Impact on Foundation Giving in 2014: It is going to be an even better year for foundation grant making in 2014. Even with the relatively modest returns in 2011 and 2012, the double-digit returns more than offset previous years in the three-year rolling average.  2014 promises to be the best year for foundation grant making since 2000.

Corporate Support/Sponsorship
When working with nonprofits, I am often surprised by the lack of connection some staff members make between corporate support and the performance of those companies.  As if a corporation exists principally to fund nonprofit programming, and whether or not the company is making money is less important than the artfully communicated case for support.

Corporate support is dependent on a number of factors, and one can reasonably assume that if that company is publicly traded on the stock market, it likely had a pretty great 2013. Stock performance is linked to profits, and companies that saw 20%+ growth in 2013 probably posted some pretty significant profits at various points throughout last year.

When companies profit, nonprofits benefit in two ways.
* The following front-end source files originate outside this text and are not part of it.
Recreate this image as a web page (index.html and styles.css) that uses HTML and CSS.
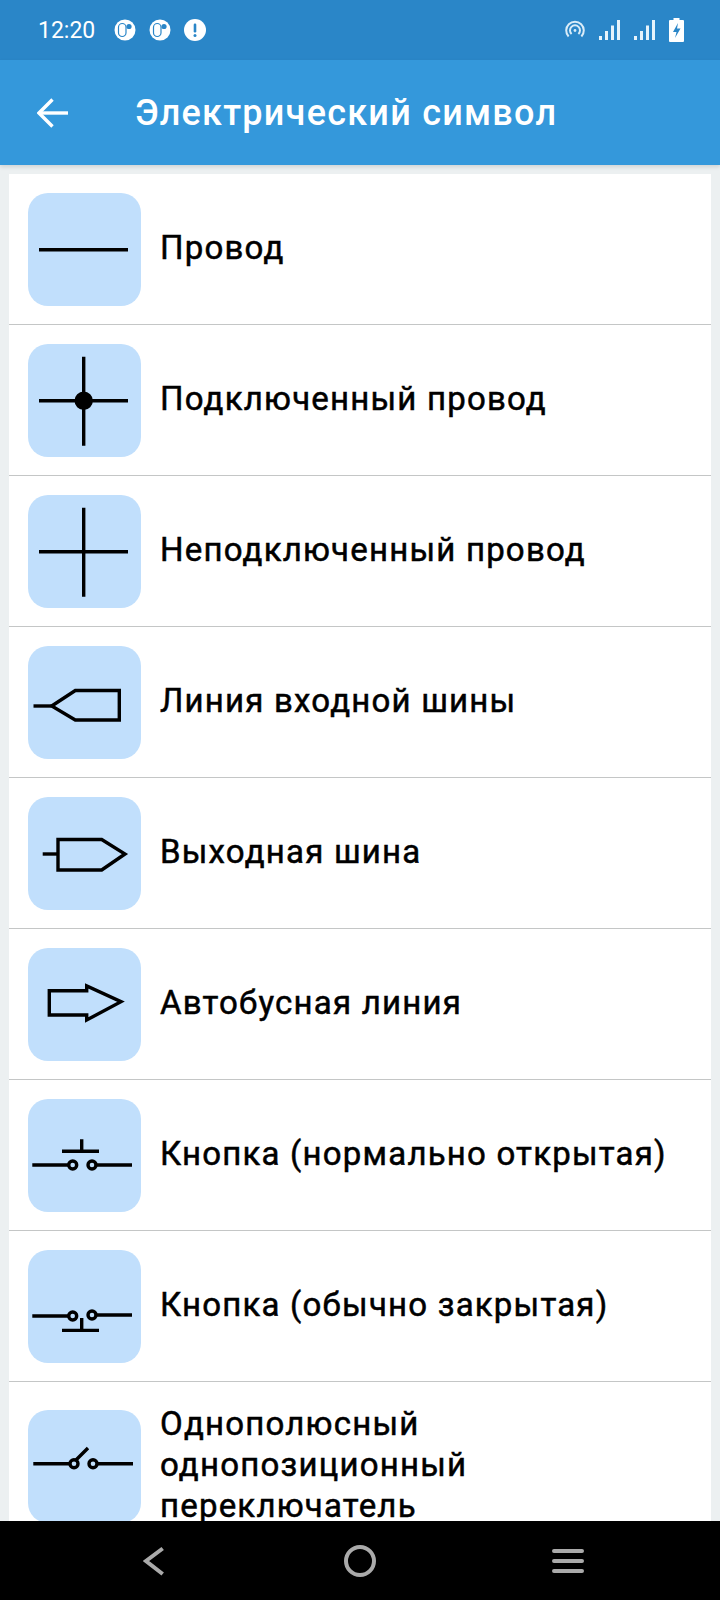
FILE: index.html
```html
<!DOCTYPE html>
<html lang="ru">
<head>
    <meta charset="UTF-8" />
    <meta name="viewport" content="width=device-width, initial-scale=1.0" />
    <title>Электрический символ</title>
    <link rel="stylesheet" href="styles.css">
</head>
<body>
    <div class="screen">
        <div class="status-bar">
            <div class="status-left">
                <span class="clock">12:20</span>
                <svg class="status-dot" viewBox="0 0 22 22"><circle cx="11" cy="11" r="10.500" fill="#fff"/><rect x="4.500" y="4.500" width="7.500" height="13" rx="3.750" fill="none" stroke="#2a86c8" stroke-width="1.200"/><circle cx="15" cy="7.500" r="2.600" fill="#2a86c8"/></svg>
                <svg class="status-dot" viewBox="0 0 22 22"><circle cx="11" cy="11" r="10.500" fill="#fff"/><rect x="4.500" y="4.500" width="7.500" height="13" rx="3.750" fill="none" stroke="#2a86c8" stroke-width="1.200"/><circle cx="15" cy="7.500" r="2.600" fill="#2a86c8"/></svg>
                <svg class="status-dot" viewBox="0 0 22 22"><circle cx="11" cy="11" r="11" fill="#fff"/><rect x="9.700" y="4.500" width="2.600" height="9" rx="1.200" fill="#2a86c8"/><circle cx="11" cy="16.500" r="1.500" fill="#2a86c8"/></svg>
            </div>
            <div class="status-right">
                <svg class="hotspot" viewBox="0 0 20 20" fill="none" stroke="#d9ecf8" stroke-width="2"><path d="M3.600 16.500a8.800 8.800 0 1 1 12.800 0"/><path d="M6.600 14a5 5 0 1 1 6.800 0"/><circle cx="10" cy="10.500" r="1.400" fill="#d9ecf8" stroke="none"/></svg>
                <svg class="signal" viewBox="0 0 22 20" fill="#e6f3fb"><rect x="0" y="16" width="3" height="4"/><rect x="6" y="11" width="3" height="9"/><rect x="12" y="5.500" width="3" height="14.500"/><rect x="18" y="0" width="3" height="20"/></svg>
                <svg class="signal" viewBox="0 0 22 20" fill="#e6f3fb"><rect x="0" y="16" width="3" height="4"/><rect x="6" y="11" width="3" height="9"/><rect x="12" y="5.500" width="3" height="14.500"/><rect x="18" y="0" width="3" height="20"/></svg>
                <svg class="battery" viewBox="0 0 15 24"><path d="M4.500 0h6v2h3.500a1 1 0 0 1 1 1v20a1 1 0 0 1-1 1h-13a1 1 0 0 1-1-1v-20a1 1 0 0 1 1-1h3.500z" fill="#fff"/><path d="M9 5 4 14h3.500l-1.500 6 5.500-9.500h-3.500z" fill="#2a86c8"/></svg>
            </div>
        </div>

        <header class="app-bar">
            <svg class="back-arrow" viewBox="0 0 32 30" fill="none" stroke="#fff" stroke-width="3.400"><path d="M31 15H3"/><path d="M15.500 1.500 2 15l13.500 13.500"/></svg>
            <h1 class="app-title">Электрический символ</h1>
        </header>

        <main class="content">
            <ul class="symbol-list">
                <li class="symbol-row">
                    <div class="symbol-icon"><svg viewBox="0 0 113 113"><path d="M11 56.700H100"/></svg></div>
                    <span class="symbol-name">Провод</span>
                </li>
                <li class="symbol-row">
                    <div class="symbol-icon"><svg viewBox="0 0 113 113"><path d="M11 56.700H100M55.700 12.700V101.700"/><circle class="filled" cx="55.700" cy="56.700" r="7.500"/></svg></div>
                    <span class="symbol-name">Подключенный провод</span>
                </li>
                <li class="symbol-row">
                    <div class="symbol-icon"><svg viewBox="0 0 113 113"><path d="M11 56.700H100M55.700 12.700V101.700"/></svg></div>
                    <span class="symbol-name">Неподключенный провод</span>
                </li>
                <li class="symbol-row">
                    <div class="symbol-icon"><svg viewBox="0 0 113 113"><path d="M5.500 60H23.700"/><path d="M23.700 60 47.300 44.500H91.300V74H47.300Z"/></svg></div>
                    <span class="symbol-name">Линия входной шины</span>
                </li>
                <li class="symbol-row">
                    <div class="symbol-icon"><svg viewBox="0 0 113 113"><path d="M14.700 57H30"/><path d="M30 42.500H73.700L97 57 73.700 73H30Z"/></svg></div>
                    <span class="symbol-name">Выходная шина</span>
                </li>
                <li class="symbol-row">
                    <div class="symbol-icon"><svg viewBox="0 0 113 113"><path d="M21.300 42.700H58.700V38L93 53.700 58.700 72V67H21.300Z"/></svg></div>
                    <span class="symbol-name">Автобусная линия</span>
                </li>
                <li class="symbol-row">
                    <div class="symbol-icon"><svg viewBox="0 0 113 113"><path d="M4.300 66H40M68.700 66H104M34 52.300H71M53.700 40.300V52.300"/><circle cx="44.700" cy="66" r="4"/><circle cx="64" cy="66" r="4"/></svg></div>
                    <span class="symbol-name">Кнопка (нормально открытая)</span>
                </li>
                <li class="symbol-row">
                    <div class="symbol-icon"><svg viewBox="0 0 113 113"><path d="M4.300 66H40M68.700 65H104M34 80.400H71M53.700 68V80.400"/><circle cx="44.700" cy="66" r="4"/><circle cx="64" cy="65" r="4"/></svg></div>
                    <span class="symbol-name">Кнопка (обычно закрытая)</span>
                </li>
                <li class="symbol-row">
                    <div class="symbol-icon"><svg viewBox="0 0 113 113"><path d="M5.300 53.700H41M69.700 53.700H105M48 50 60 38"/><circle cx="46" cy="53.700" r="4"/><circle cx="65" cy="53.700" r="4"/></svg></div>
                    <span class="symbol-name">Однополюсный однопозиционный переключатель</span>
                </li>
            </ul>
        </main>

        <nav class="nav-bar">
            <svg class="nav-back" viewBox="0 0 22 30" fill="none"><path d="M19.700 2.500 3 15l16.700 13"/></svg>
            <svg class="nav-home" viewBox="0 0 32 32" fill="none"><circle cx="16" cy="16" r="14"/></svg>
            <svg class="nav-menu" viewBox="0 0 32 24" fill="none"><path d="M2 2H30M2 12H30M2 22H30"/></svg>
        </nav>
    </div>
</body>
</html>
```

FILE: styles.css
```css
* {
    box-sizing: border-box;
}

body {
    margin: 0;
    font-family: Roboto, "Noto Sans", sans-serif;
    background-color: #ecf0f1;
}

.screen {
    display: flex;
    flex-direction: column;
    width: 720px;
    height: 1600px;
    overflow: hidden;
}

/* status bar */
.status-bar {
    display: flex;
    justify-content: space-between;
    align-items: center;
    height: 60px;
    padding: 0 36px 0 38px;
    background-color: #2a86c8;
    color: #fff;
}

.status-left, .status-right {
    display: flex;
    align-items: center;
}

.clock {
    width: 76px;
    font-size: 23px;
}

.status-dot {
    width: 22px;
    height: 22px;
    margin-right: 13px;
}

.hotspot {
    width: 20px;
    height: 20px;
    margin-right: 14px;
}

.signal {
    width: 22px;
    height: 20px;
    margin-right: 13px;
}

.battery {
    width: 15px;
    height: 24px;
}

/* app bar */
.app-bar {
    display: flex;
    align-items: center;
    height: 105px;
    padding-left: 37px;
    background-color: #3498db;
    box-shadow: 0 2px 4px rgba(0, 0, 0, 0.12);
}

.back-arrow {
    width: 32px;
    height: 30px;
    margin-right: 66px;
}

.app-title {
    margin: 0;
    color: #fff;
    font-size: 36px;
    font-weight: 500;
    letter-spacing: 1.250px;
}

/* list */
.content {
    flex: 1;
    min-height: 0;
    overflow: hidden;
    padding: 9px 9px 0;
}

.symbol-list {
    margin: 0;
    padding: 0;
    list-style: none;
    background-color: #fff;
}

.symbol-row {
    display: flex;
    align-items: center;
    padding: 19px 19px 18px;
    border-bottom: 1px solid #c4c6c6;
}

.symbol-icon {
    flex: none;
    width: 113px;
    height: 113px;
    margin-right: 19px;
    border-radius: 20px;
    background-color: #c1dffc;
}

.symbol-icon svg {
    display: block;
    width: 113px;
    height: 113px;
    fill: none;
    stroke: #000;
    stroke-width: 3.400;
}

.symbol-icon .filled {
    fill: #000;
}

.symbol-name {
    padding: 2px 0 6px;
    color: #000;
    font-size: 33px;
    font-weight: 400;
    line-height: 41px;
    letter-spacing: 1.200px;
    -webkit-text-stroke: 0.500px #000;
}

/* bottom navigation */
.nav-bar {
    flex: none;
    position: relative;
    z-index: 1;
    display: flex;
    justify-content: space-between;
    align-items: center;
    height: 79px;
    padding: 0 136px 0 143px;
    background-color: #000;
}

.nav-bar svg {
    stroke: #aaa;
    stroke-width: 4;
}

.nav-back {
    width: 22px;
    height: 30px;
    margin-right: 3px;
}

.nav-home {
    width: 32px;
    height: 32px;
}

.nav-menu {
    width: 32px;
    height: 24px;
    stroke-linecap: round;
}
```
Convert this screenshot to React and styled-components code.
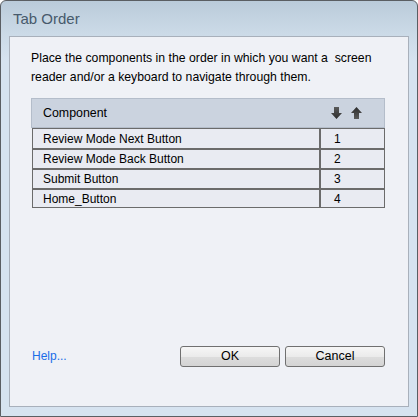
import React from "react";
import styled, { createGlobalStyle } from "styled-components";

const Global = createGlobalStyle`
  html, body { margin: 0; padding: 0; background: #ffffff; }
  body { font-family: "Liberation Sans", Arial, sans-serif; }
`;

const Window = styled.div`
  width: 418px;
  height: 417px;
  box-sizing: border-box;
  border: 1px solid #5a5e63;
  border-radius: 6px 6px 0 0;
  background: linear-gradient(to bottom, #bacbda 0px, #cad9e6 30px, #d6e3f0 60px, #d6e3f0 100%);
  display: flex;
  flex-direction: column;
  overflow: hidden;
`;

const TitleBar = styled.div`
  height: 35px;
  flex: none;
  display: flex;
  align-items: center;
  padding-left: 12px;
  font-size: 15px;
  color: #475a6c;
`;

const Panel = styled.div`
  margin: 0 8px 9px 8px;
  flex: 1;
  box-sizing: border-box;
  border: 1px solid #a8b0bb;
  background: #eff1f6;
  display: flex;
  flex-direction: column;
  padding: 12px 23px 0 21px;
`;

const Intro = styled.p`
  margin: 0;
  font-size: 12.25px;
  line-height: 19px;
  white-space: nowrap;
  color: #000;
`;

const Table = styled.div`
  margin-top: 11px;
  display: flex;
  flex-direction: column;
`;

const Header = styled.div`
  height: 30px;
  box-sizing: border-box;
  border: 1px solid #b4bdca;
  background: #cbd3df;
  display: flex;
  align-items: center;
  justify-content: space-between;
  padding: 0 22px 0 11px;
  font-size: 12.4px;
  color: #000;
`;

const Arrows = styled.div`
  display: flex;
  gap: 9px;
  align-items: center;
`;

const Row = styled.div`
  display: grid;
  grid-template-columns: 1fr 65px;
  height: 20px;
  box-sizing: border-box;
  margin-left: 1px;
  border: 1px solid #6b6b6b;
  border-top-width: ${(p) => (p.$first ? "1px" : "2px")};
  border-bottom-width: ${(p) => (p.$last ? "1px" : "0")};
  background: #e9ebf2;
  font-size: 12px;
  color: #000;
`;

const Cell = styled.div`
  display: flex;
  align-items: center;
  white-space: nowrap;
  padding-left: ${(p) => (p.$num ? "13px" : "10px")};
  border-left: ${(p) => (p.$num ? "2px solid #6b6b6b" : "none")};
`;

const Spacer = styled.div`
  flex: 1;
`;

const Footer = styled.div`
  display: flex;
  align-items: center;
  height: 20px;
  margin-bottom: 40px;
`;

const HelpLink = styled.a`
  font-size: 12px;
  color: #1a6de8;
  text-decoration: none;
  margin-left: 1px;
  flex: 1;
`;

const Button = styled.button`
  width: 100px;
  height: 21px;
  margin-left: 5px;
  box-sizing: border-box;
  border: 1px solid #707070;
  border-radius: 3px;
  background: linear-gradient(to bottom, #f6f6f6 0%, #ebebeb 50%, #dddddd 51%, #d4d4d4 100%);
  font-family: "Liberation Sans", Arial, sans-serif;
  font-size: 12.5px;
  color: #000;
  padding: 0;
`;

const ArrowDown = () => (
  <svg width="11" height="12" viewBox="0 0 11 12">
    <defs>
      <linearGradient id="ad" x1="0" y1="0" x2="0" y2="1">
        <stop offset="0" stopColor="#5a5a5a" />
        <stop offset="1" stopColor="#2e2e2e" />
      </linearGradient>
    </defs>
    <path d="M3 0h5v6h3l-5.5 6L0 6h3z" fill="url(#ad)" />
  </svg>
);

const ArrowUp = () => (
  <svg width="11" height="12" viewBox="0 0 11 12">
    <defs>
      <linearGradient id="au" x1="0" y1="0" x2="0" y2="1">
        <stop offset="0" stopColor="#2e2e2e" />
        <stop offset="1" stopColor="#5a5a5a" />
      </linearGradient>
    </defs>
    <path d="M5.5 0L11 6H8v6H3V6H0z" fill="url(#au)" />
  </svg>
);

const rows = [
  "Review Mode Next Button",
  "Review Mode Back Button",
  "Submit Button",
  "Home_Button",
];

export default function App() {
  return (
    <>
      <Global />
      <Window>
        <TitleBar>Tab Order</TitleBar>
        <Panel>
          <Intro>
            Place the components in the order in which you want a&nbsp; screen
            <br />
            reader and/or a keyboard to navigate through them.
          </Intro>
          <Table>
            <Header>
              <span>Component</span>
              <Arrows>
                <ArrowDown />
                <ArrowUp />
              </Arrows>
            </Header>
            {rows.map((r, i) => (
              <Row key={r} $first={i === 0} $last={i === rows.length - 1}>
                <Cell>{r}</Cell>
                <Cell $num>{i + 1}</Cell>
              </Row>
            ))}
          </Table>
          <Spacer />
          <Footer>
            <HelpLink href="#">Help...</HelpLink>
            <Button>OK</Button>
            <Button>Cancel</Button>
          </Footer>
        </Panel>
      </Window>
    </>
  );
}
Corporations with foundations are more likely to pump increased dollars in, and unlike private/family foundations, they typically don’t use a three-year average and give it all away on a yearly basis. Those companies are also good targets for sponsorship requests. Under-funded marketing efforts in previous years are likely given new budget after a year like 2013, and nonprofits may hold the key to reaching target audiences.

Impact on Corporate Giving in 2014: Without a doubt, 2014 is a great year to submit requests to corporate foundations and submit thoughtful sponsorship proposals.  Most companies have some sort of funding focus in both areas, and the 2013 market performance isn’t likely to change that. However, with the future still unknown, striking while the iron is hot is essential.